But note that the joy is strictly contemporaneous with the faith. Tear away electric wire from the source of energy, and the light goes out instantly. It is as another Apostle says, ‘in believing’ that we have ‘joy and peace.’ And that is why so many of us know little of it. Yesterday’s faith will not contribute to to-day’s gladness, any more than yesterday’s meals will satisfy to-day’s hunger. Present joy depends upon present faith, and the measure of the one is the measure of the other.

Notice again--

II. The Characteristics of the Christian Gladness.

‘Unspeakable,’ and, as the word ought to be rendered, not ‘full of glory’ but ‘glorified.’ Unspeakable. Still waters run deep. It is poor wealth that can be counted; it is shallow emotion that can be crammed into the narrow limits of any human vocabulary. Fathers and mothers, parents and children, husbands and wives, know that. And the depths of the joy that a believing soul has in Jesus Christ are not to be spoken. Perhaps it is better that it should not be attempted to speak them.

‘Not easily forgiven

Are those, who, setting wide the doors that bar

The secret bridal chambers of the heart,

Let in the day.’

It is in shallow streams that the sunlight gleams on the pebbles at the bottom. The abysses of ocean are dark, and have never been searched by its light. I suspect the depth of the emotion which bubbles over into words, and finds no difficulty in expressing itself. The joy which can be manifested in all its extent has a very small extent. Christian joy is unspeakable, too, because just as you cannot teach a blind man what colour is like, and cannot impart to anybody the blessedness of wedded love, or parental affection, by ever so much talking--and, therefore, the poetry of the world is never exhausted--so there is only one way of conveying to a man what is the actual joy of trusting in Christ, and that is, that he himself should trust Him. We may talk till Doomsday, and then, as the Queen of Sheba said, when she came to Solomon, ‘the half hath not been told.’
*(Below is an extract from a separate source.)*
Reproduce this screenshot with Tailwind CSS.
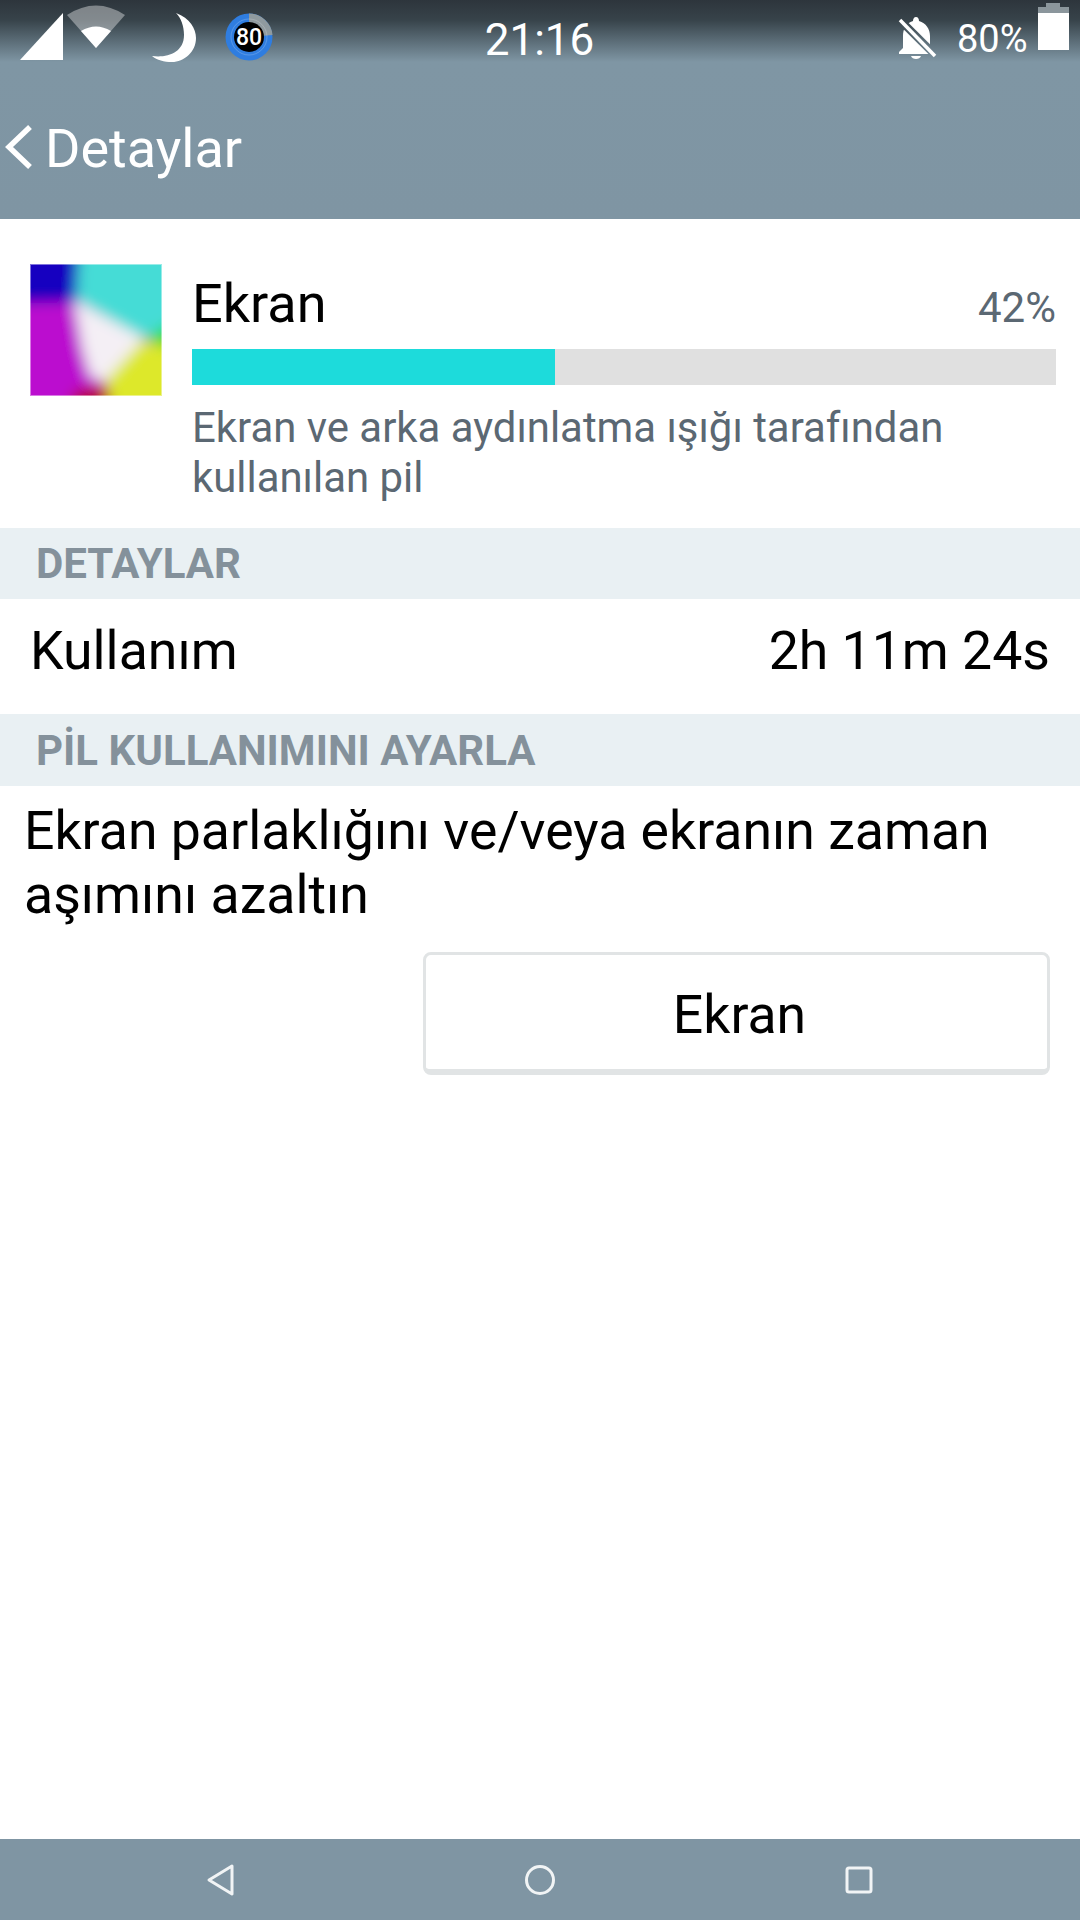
<!DOCTYPE html>
<html lang="tr">
<head>
  <meta charset="UTF-8">
  <meta name="viewport" content="width=device-width, initial-scale=1.0">
  <title>Detaylar</title>
  <script src="https://cdn.jsdelivr.net/npm/@tailwindcss/browser@4"></script>
</head>
<body class="bg-white font-['Roboto',sans-serif]">
  <div class="flex flex-col w-[1080px] h-[1920px] overflow-hidden">

    <!-- Header -->
    <header class="h-[219px] shrink-0 bg-[linear-gradient(to_bottom,#2d353c_0px,#37434a_20px,#7f96a4_62px,#7f95a3_219px)] text-white">
      <!-- Status bar -->
      <div class="relative h-[72px]">
        <div class="flex items-start">
          <svg class="ml-[20px] mt-[13px]" width="44" height="48" viewBox="0 0 44 48"><polygon points="0,47 43,0 43,47" fill="#fff"/></svg>
          <svg class="mt-[5px]" width="62" height="44" viewBox="0 0 62 44">
            <path d="M3 10 Q32 -9 61 10 L32 43Z" fill="#fff" fill-opacity="0.38"/>
            <path d="M17 26 Q32 17 47 26 L32 43Z" fill="#fff"/>
          </svg>
          <svg class="ml-[26px] mt-[13px]" width="46" height="50" viewBox="0 0 46 50">
            <path d="M24 0 C38 5 44 16 44 25 C44 39 32 49 20 49 C12 49 5 47 0 43 C15 45 32 40 32 22 C32 13 29 5 24 0Z" fill="#fff"/>
          </svg>
          <svg class="ml-[27px] mt-[13px]" width="48" height="48" viewBox="0 0 48 48">
            <circle cx="24" cy="24" r="23.5" fill="#2f7de0"/>
            <path d="M24 24 L24 0.5 A23.5 23.5 0 0 1 47.5 22Z" fill="#8f9a9f"/>
            <circle cx="24" cy="24" r="15" fill="#000"/>
            <circle cx="24" cy="24" r="18" fill="none" stroke="#fff" stroke-opacity="0.2" stroke-width="1"/>
            <text x="24" y="32" text-anchor="middle" fill="#fff" font-family="Roboto" font-size="23" font-weight="500">80</text>
          </svg>
        </div>
        <span class="absolute left-0 right-0 top-[14px] text-center text-[44px] leading-[52px] pr-[1px]">21:16</span>
        <svg class="absolute left-[898px] top-[16px]" width="40" height="46" viewBox="0 0 40 46">
          <mask id="slash"><rect width="40" height="46" fill="#fff"/><line x1="1" y1="3" x2="38" y2="40" stroke="#000" stroke-width="8"/></mask>
          <g mask="url(#slash)">
            <path d="M18 1 C16 1 15 3 15 5 C8 7 5 13 5 20 V32 L1 36 V38 H33 V35 L32 32 V20 C32 13 28 7 21 5 C21 3 20 1 18 1Z" fill="#fff"/>
            <path d="M13 40 H23 C22 44 14 44 13 40Z" fill="#fff"/>
          </g>
          <line x1="2" y1="4" x2="37" y2="40" stroke="#fff" stroke-width="3.5"/>
        </svg>
        <span class="absolute left-[957px] top-[17px] text-[38px] leading-[44px]">80%</span>
        <svg class="absolute left-[1038px] top-[3px]" width="31" height="47" viewBox="0 0 31 47">
          <path d="M8 0 H22 V4 H31 V11 H0 V4 H8Z" fill="#8b969c"/>
          <rect y="10" width="31" height="37" fill="#fff"/>
        </svg>
      </div>
      <!-- Title row -->
      <div class="flex items-center h-[156px] -mt-[1px]">
        <svg class="ml-[4px] -mt-[4px] shrink-0" width="30" height="44" viewBox="0 0 30 44"><polyline points="26,2 5,22 26,42" fill="none" stroke="#fff" stroke-width="5.5"/></svg>
        <h1 class="ml-[11px] text-[54px] leading-[60px] font-normal">Detaylar</h1>
      </div>
    </header>

    <!-- App summary -->
    <section class="h-[309px] shrink-0 flex pl-[30px] pr-[24px] pt-[45px]">
      <svg class="shrink-0 mr-[30px]" width="132" height="132" viewBox="0 0 132 132">
        <defs>
          <filter id="soft" x="-20%" y="-20%" width="140%" height="140%"><feGaussianBlur stdDeviation="7"/></filter>
          <clipPath id="box"><rect width="132" height="132"/></clipPath>
        </defs>
        <g clip-path="url(#box)">
          <g filter="url(#soft)">
            <rect x="-20" y="-20" width="172" height="172" fill="#bb0ccf"/>
            <polygon points="-30,-30 50,-30 46,38 -30,40" fill="#1300c0"/>
            <polygon points="50,-30 162,-30 162,62 112,74 46,36" fill="#45dcd6"/>
            <polygon points="162,48 162,98 116,74" fill="#2ee01a"/>
            <polygon points="112,76 162,90 162,162 84,162 74,112" fill="#dde82a"/>
            <polygon points="46,126 78,122 84,162 28,162" fill="#b80d14"/>
            <polygon points="44,36 114,74 74,118 60,112 52,84" fill="#f4eff5"/>
          </g>
        </g>
        <rect x="0.5" y="0.5" width="131" height="131" fill="none" stroke="#fff" stroke-opacity="0.45"/>
      </svg>
      <div class="flex-1 min-w-0">
        <div class="flex justify-between items-end h-[85px] pb-[5px]">
          <span class="text-[54px] leading-[60px] text-black relative -top-[10px]">Ekran</span>
          <span class="text-[42px] leading-[44px] text-[#5b6873] relative -top-[14px]">42%</span>
        </div>
        <div class="h-[36px] bg-[#e0e0e0]">
          <div class="h-full w-[363px] bg-[#1ddbdb]"></div>
        </div>
        <p class="mt-[18px] text-[41.9px] leading-[50px] text-[#5b6873] w-[800px]">Ekran ve arka aydınlatma ışığı tarafından kullanılan pil</p>
      </div>
    </section>

    <div class="h-[71px] shrink-0 flex items-center pl-[36px] bg-[#e9f0f3] text-[42px] font-bold text-[#84919b]">DETAYLAR</div>

    <div class="h-[115px] shrink-0 flex items-center justify-between pl-[30px] pr-[30px] pb-[10px] text-[53.6px] text-black">
      <span>Kullanım</span>
      <span>2h 11m 24s</span>
    </div>

    <div class="h-[72px] shrink-0 flex items-center pl-[36px] bg-[#e9f0f3] text-[42px] font-bold text-[#84919b]">PİL KULLANIMINI AYARLA</div>

    <!-- Tip -->
    <main class="flex-1 flex flex-col pl-[24px] pr-[30px] pt-[13px]">
      <p class="text-[53.6px] leading-[64px] text-black">Ekran parlaklığını ve/veya ekranın zaman aşımını azaltın</p>
      <button class="self-end mt-[25px] w-[627px] h-[123px] pl-[6px] pt-[6px] bg-white border-[3px] border-b-[6px] border-[#e1e4e5] rounded-[8px] text-[53.5px] text-black">Ekran</button>
    </main>

    <!-- Navigation bar -->
    <nav class="h-[81px] shrink-0 bg-[#7f95a3] flex items-center">
      <svg class="ml-[206px]" width="30" height="34" viewBox="0 0 30 34"><path d="M26 3 L3 17 L26 31Z" fill="none" stroke="#f1f4f5" stroke-width="3" stroke-linejoin="round"/></svg>
      <svg class="ml-[288px]" width="32" height="32" viewBox="0 0 32 32"><circle cx="16" cy="16" r="13.5" fill="none" stroke="#f1f4f5" stroke-width="3"/></svg>
      <svg class="ml-[289px]" width="28" height="28" viewBox="0 0 28 28"><rect x="2" y="2" width="24" height="24" rx="2" fill="none" stroke="#f1f4f5" stroke-width="3"/></svg>
    </nav>
  </div>
</body>
</html>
‘He must be loved ere that to you

He will seem worthy of your love.’

It is unspeakable gladness springing from the possession of an unspeakable gift.

‘Glorified.’ There is nothing more ignoble than the ordinary joys of men. They are too often like the iridescent scum on a stagnant pond, fruit and proof of corruption. They are fragile and hollow, for all the play of colour on them, like a soap bubble that breaks of its own tenuity, and is only a drop of dirty water. Joy is too often ignoble, and yet, although it is by no means the highest conception of what Christ’s Gospel can do for us, it is blessed to think that it can take that emotion, so often shameful, so often frivolous, so often lowering rather than elevating, and can lift it into loftiness, and transfigure it, and glorify it and make it a power, a power for good and for righteousness, and for ‘whatsoever things are lovely and of good report’ in our lives. And that is what trusting towards Christ will do for our gladnesses.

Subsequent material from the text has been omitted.